During the presentation, PSC commissioner Leonardo Goosen said there were a number of incidents in the news, where a lack of routine maintenance or poor response to emergency requests has resulted in either injury or loss of life.

Goosen said, in that light, the PSC provincial commissioner initiated a project to assess the Western Cape Education Department (WCED’s) response to emergency repairs at schools.

He said, according to their findings, not all principals were familiar with the WCED’s standard operating procedures (SOP) for emergency maintenance in schools.

“The information gained from respondents show that 20 out of 58 principals were not familiar with the SOP,” said Goosen.

He said almost half of the sampled principals indicated that some of the emergency repairs requested were as a result of maintenance not being done in the first place.
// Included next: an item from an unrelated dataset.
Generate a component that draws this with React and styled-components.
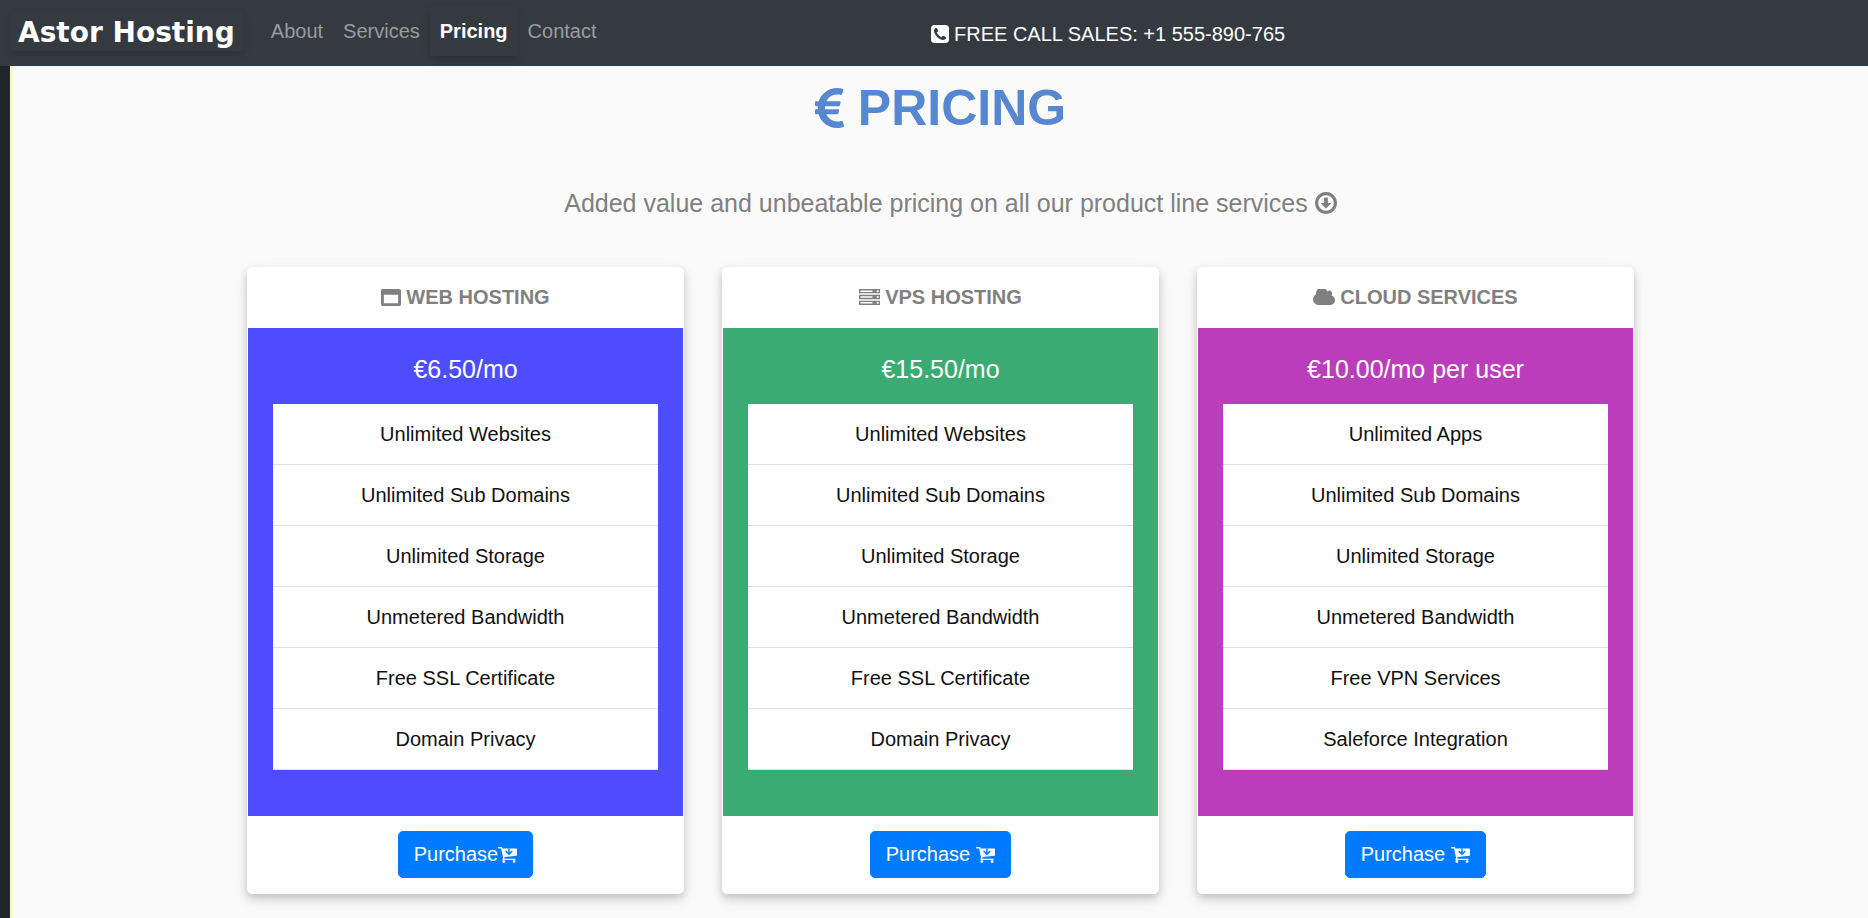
import React from "react";
import styled, { createGlobalStyle, css } from "styled-components";

const GlobalStyle = createGlobalStyle`
  *, *::before, *::after { box-sizing: border-box; }
  html { background: #212529; }
  body {
    margin: 0;
    font-family: "Liberation Sans", Arial, sans-serif;
    font-size: 20px;
    line-height: 30px;
    color: #111;
  }
`;

const Header = styled.header`
  display: grid;
  grid-template-columns: minmax(0, 1fr) minmax(0, 1fr);
  align-items: center;
  min-height: 66px;
  padding: 4px 16px 6px 10px;
  background: #343a40;
`;

const Nav = styled.nav`
  display: flex;
  align-items: center;
  gap: 18px;
  padding-bottom: 2px;
`;

const Brand = styled.a`
  padding: 4px 8px 0;
  color: #fff;
  font-family: "DejaVu Sans", sans-serif;
  font-size: 28px;
  font-weight: 700;
  line-height: 36px;
  white-space: nowrap;
  text-decoration: none;
  box-shadow: 0 4px 8px rgba(0, 0, 0, 0.12);
`;

const NavList = styled.ul`
  display: flex;
  margin: 0;
  padding: 0;
  list-style: none;
`;

const NavLink = styled.a`
  display: block;
  padding: 10px;
  color: #999c9f;
  text-decoration: none;
  ${(p) =>
    p.$active &&
    css`
      color: #fff;
      font-weight: 700;
      box-shadow: 0 4px 8px rgba(0, 0, 0, 0.16);
    `}
`;

const Sales = styled.p`
  display: flex;
  align-items: center;
  gap: 5px;
  margin: 0;
  padding-top: 4px;
  color: #fff;
  white-space: nowrap;
`;

const Page = styled.main`
  min-height: calc(100vh - 66px);
  margin-left: 10px;
  padding: 12px 0 24px;
  border-left: 3px solid #f3f8d0;
  background: #fafafa;
`;

const Title = styled.h1`
  display: flex;
  justify-content: center;
  align-items: center;
  gap: 14px;
  margin: 0;
  color: #5588d0;
  font-size: 50px;
  line-height: 60px;
`;

const Subtitle = styled.p`
  display: flex;
  justify-content: center;
  align-items: center;
  gap: 7px;
  margin: 46px 0 45px;
  padding-left: 20px;
  color: #808080;
  font-size: 25px;
  line-height: 38px;
`;

const Plans = styled.section`
  display: grid;
  grid-template-columns: repeat(3, 1fr);
  gap: 38px;
  max-width: 1387px;
  margin: 0 auto;
`;

const Card = styled.article`
  border: 1px solid #fff;
  border-radius: 5px;
  background: #fff;
  text-align: center;
  box-shadow: 0 4px 8px rgba(0, 0, 0, 0.2), 0 6px 20px rgba(0, 0, 0, 0.06);
`;

const CardHeader = styled.h2`
  display: flex;
  justify-content: center;
  align-items: center;
  gap: 5px;
  margin: 0;
  padding: 14px 15px 16px;
  color: #808080;
  font-size: 20px;
  line-height: 30px;
`;

const CardBody = styled.div`
  padding: 26px 25px 46px;
  background: ${(p) => p.$color};
`;

const Price = styled.p`
  margin: 0 0 20px;
  color: #fff;
  font-size: 25px;
  line-height: 30px;
`;

const Features = styled.ul`
  margin: 0;
  padding: 0;
  list-style: none;
  background: #fff;
`;

const Feature = styled.li`
  padding: 15px;
  border-bottom: 1px solid #dfdfdf;
`;

const CardFooter = styled.footer`
  padding: 15px;
`;

const Purchase = styled.button`
  display: inline-flex;
  align-items: center;
  gap: ${(p) => (p.$tight ? 0 : 6)}px;
  padding: 8px 15px;
  border: 1px solid #007bff;
  border-radius: 5px;
  background: #007bff;
  color: #fff;
  font: inherit;
  line-height: 29px;
  vertical-align: top;
  cursor: pointer;
`;

const Glyph = styled.svg`
  flex: none;
  fill: currentColor;
`;

const ICONS = {
  phone: {
    w: 18, h: 18, box: "0 128 1536 1536",
    d: "M1280 1193q0-11-2-16-3-8-38.5-29.5t-88.5-49.5l-53-29q-5-3-19-13t-25-15-21-5q-18 0-47 32.5t-57 65.5-44 33q-7 0-16.5-3.5t-15.5-6.5-17-9.5-14-8.5q-99-55-170.5-126.5t-126.5-170.5q-2-3-8.5-14t-9.5-17-6.5-15.5-3.5-16.5q0-13 20.5-33.5t45-38.5 45-39.5 20.5-36.5q0-10-5-21t-15-25-13-19q-3-6-15-28.5t-25-45.5-26.5-47.5-25-40.5-16.5-18-16-2q-48 0-101 22-46 21-80 94.5t-34 130.5q0 16 2.5 34t5 30.5 9 33 10 29.5 12.5 33 11 30q60 164 216.5 320.5t320.5 216.5q6 2 30 11t33 12.5 29.5 10 33 9 30.5 5 34 2.5q57 0 130.5-34t94.5-80q22-53 22-101zm256-777v960q0 119-84.5 203.5t-203.5 84.5h-960q-119 0-203.5-84.5t-84.5-203.5v-960q0-119 84.5-203.5t203.5-84.5h960q119 0 203.5 84.5t84.5 203.5z",
  },
  euro: {
    w: 29, h: 40, box: "0 128 1014 1408",
    d: "M976 1307l35 159q3 12-3 22.5t-17 14.5l-5 1q-4 2-10.5 3.5t-16 4.5-21.5 5.5-25.5 5-30 5-33.5 4.5-36.5 3-38.5 1q-234 0-409-130.5t-238-351.5h-95q-13 0-22.5-9.5t-9.5-22.5v-113q0-13 9.5-22.5t22.5-9.5h66q-2-57 1-105h-67q-14 0-23-9t-9-23v-114q0-14 9-23t23-9h98q67-210 243.5-338t400.5-128q102 0 194 23 11 3 20 15 6 11 3 24l-43 159q-3 13-14 19.5t-24 2.5l-4-1q-4-1-11.5-2.5l-17.5-3.5-22.5-3.5-26-3-29-2.5-29.5-1q-126 0-226 64t-150 176h468q16 0 25 12 10 12 7 26l-24 114q-5 26-32 26h-488q-3 37 0 105h459q15 0 25 12 9 12 6 27l-24 112q-2 11-11 18.5t-20 7.5h-387q48 117 149.5 185.5t228.5 68.5q18 0 36-1.5t33.5-3.5 29.5-4.5 24.5-5 18.5-4.5l12-3 5-2q13-5 26 2 12 7 15 21z",
  },
  down: {
    w: 22, h: 22, box: "0 128 1536 1536",
    d: "M1120 928q0 12-10 24l-319 319q-11 9-23 9t-23-9l-320-320q-15-16-7-35 8-20 30-20h192v-352q0-14 9-23t23-9h192q14 0 23 9t9 23v352h192q14 0 23 9t9 23zm-352-576q-148 0-273 73t-198 198-73 273 73 273 198 198 273 73 273-73 198-198 73-273-73-273-198-198-273-73zm768 544q0 209-103 385.5t-279.5 279.5-385.5 103-385.5-103-279.5-279.5-103-385.5 103-385.5 279.5-279.5 385.5-103 385.5 103 279.5 279.5 103 385.5z",
  },
  window: {
    w: 20, h: 17, box: "0 128 1792 1536",
    d: "M256 1408h1280v-768h-1280v768zm1536-1120v1216q0 66-47 113t-113 47h-1472q-66 0-113-47t-47-113v-1216q0-66 47-113t113-47h1472q66 0 113 47t47 113z",
  },
  server: {
    w: 21, h: 16, box: "0 128 1792 1408",
    d: "M128 1408h1024v-128h-1024v128zm0-512h1024v-128h-1024v128zm1568 448q0-40-28-68t-68-28-68 28-28 68 28 68 68 28 68-28 28-68zm-1568-960h1024v-128h-1024v128zm1568 448q0-40-28-68t-68-28-68 28-28 68 28 68 68 28 68-28 28-68zm0-512q0-40-28-68t-68-28-68 28-28 68 28 68 68 28 68-28 28-68zm96 832v384h-1792v-384h1792zm0-512v384h-1792v-384h1792zm0-512v384h-1792v-384h1792z",
  },
  cloud: {
    w: 22, h: 16, box: "64 256 1920 1280",
    d: "M1984 1152q0 159-112.5 271.5t-271.5 112.5h-1088q-185 0-316.5-131.5t-131.5-316.5q0-132 71-241.5t187-163.5q-2-28-2-43 0-212 150-362t362-150q158 0 286.5 88t187.5 230q70-62 166-62 106 0 181 75t75 181q0 75-41 138 129 30 213 134.5t84 239.5z",
  },
  cart: {
    w: 19, h: 16, box: "0 256 1664 1408",
    d: "M1280 640q0-26-19-45t-45-19-45 19l-147 146v-293q0-26-19-45t-45-19-45 19-19 45v293l-147-146q-19-19-45-19t-45 19-19 45 19 45l256 256q19 19 45 19t45-19l256-256q19-19 19-45zm-640 896q0 53-37.5 90.5t-90.5 37.5-90.5-37.5-37.5-90.5 37.5-90.5 90.5-37.5 90.5 37.5 37.5 90.5zm896 0q0 53-37.5 90.5t-90.5 37.5-90.5-37.5-37.5-90.5 37.5-90.5 90.5-37.5 90.5 37.5 37.5 90.5zm128-1088v512q0 24-16 42.5t-41 21.5l-1044 122q1 7 4.5 21.5t6 26.5 2.5 22q0 16-24 64h920q26 0 45 19t19 45-19 45-45 19h-1024q-26 0-45-19t-19-45q0-14 11-39.5t29.5-59.5 20.5-38l-177-823h-204q-26 0-45-19t-19-45 19-45 45-19h256q16 0 28.5 6.5t20 15.5 13 24.5 7.5 26.5 5.5 29.5 4.5 25.5h1201q26 0 45 19t19 45z",
  },
};

function Icon({ name }) {
  const { w, h, box, d } = ICONS[name];
  return (
    <Glyph width={w} height={h} viewBox={box} preserveAspectRatio="none" aria-hidden="true">
      <path fillRule="evenodd" d={d} />
    </Glyph>
  );
}

const LINKS = ["About", "Services", "Pricing", "Contact"];

const PLANS = [
  {
    name: "WEB HOSTING", icon: "window", color: "#4d4dff", price: "€6.50/mo", tight: true,
    features: ["Unlimited Websites", "Unlimited Sub Domains", "Unlimited Storage", "Unmetered Bandwidth", "Free SSL Certificate", "Domain Privacy"],
  },
  {
    name: "VPS HOSTING", icon: "server", color: "#3aac73", price: "€15.50/mo",
    features: ["Unlimited Websites", "Unlimited Sub Domains", "Unlimited Storage", "Unmetered Bandwidth", "Free SSL Certificate", "Domain Privacy"],
  },
  {
    name: "CLOUD SERVICES", icon: "cloud", color: "#bc3dbc", price: "€10.00/mo per user",
    features: ["Unlimited Apps", "Unlimited Sub Domains", "Unlimited Storage", "Unmetered Bandwidth", "Free VPN Services", "Saleforce Integration"],
  },
];

export default function App() {
  return (
    <>
      <GlobalStyle />
      <Header>
        <Nav>
          <Brand href="#home">Astor Hosting</Brand>
          <NavList>
            {LINKS.map((label) => (
              <li key={label}>
                <NavLink href={`#${label.toLowerCase()}`} $active={label === "Pricing"}>
                  {label}
                </NavLink>
              </li>
            ))}
          </NavList>
        </Nav>
        <Sales>
          <Icon name="phone" />
          FREE CALL SALES: +1 555-890-765
        </Sales>
      </Header>
      <Page>
        <Title>
          <Icon name="euro" />
          PRICING
        </Title>
        <Subtitle>
          Added value and unbeatable pricing on all our product line services
          <Icon name="down" />
        </Subtitle>
        <Plans>
          {PLANS.map((plan) => (
            <Card key={plan.name}>
              <CardHeader>
                <Icon name={plan.icon} />
                {plan.name}
              </CardHeader>
              <CardBody $color={plan.color}>
                <Price>{plan.price}</Price>
                <Features>
                  {plan.features.map((feature) => (
                    <Feature key={feature}>{feature}</Feature>
                  ))}
                </Features>
              </CardBody>
              <CardFooter>
                <Purchase type="button" $tight={plan.tight}>
                  Purchase
                  <Icon name="cart" />
                </Purchase>
              </CardFooter>
            </Card>
          ))}
        </Plans>
      </Page>
    </>
  );
}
“The majority of approved requests (54.1%) result in the contractor starting the repair work within within months of approval. This excludes ‘making safe’ when this is required. A third of approved requests are only implemented by the fourth month, or thereafter, according to the survey,” said Goosen.

ANC provincial spokesperson on education Khalid Sayed commended Goosen for maintaining a zero-tolerance stance against corruption, which resulted in him insisting on a review of a whitewashed investigation report by the WCED, which sought to mask irregular activity at the school.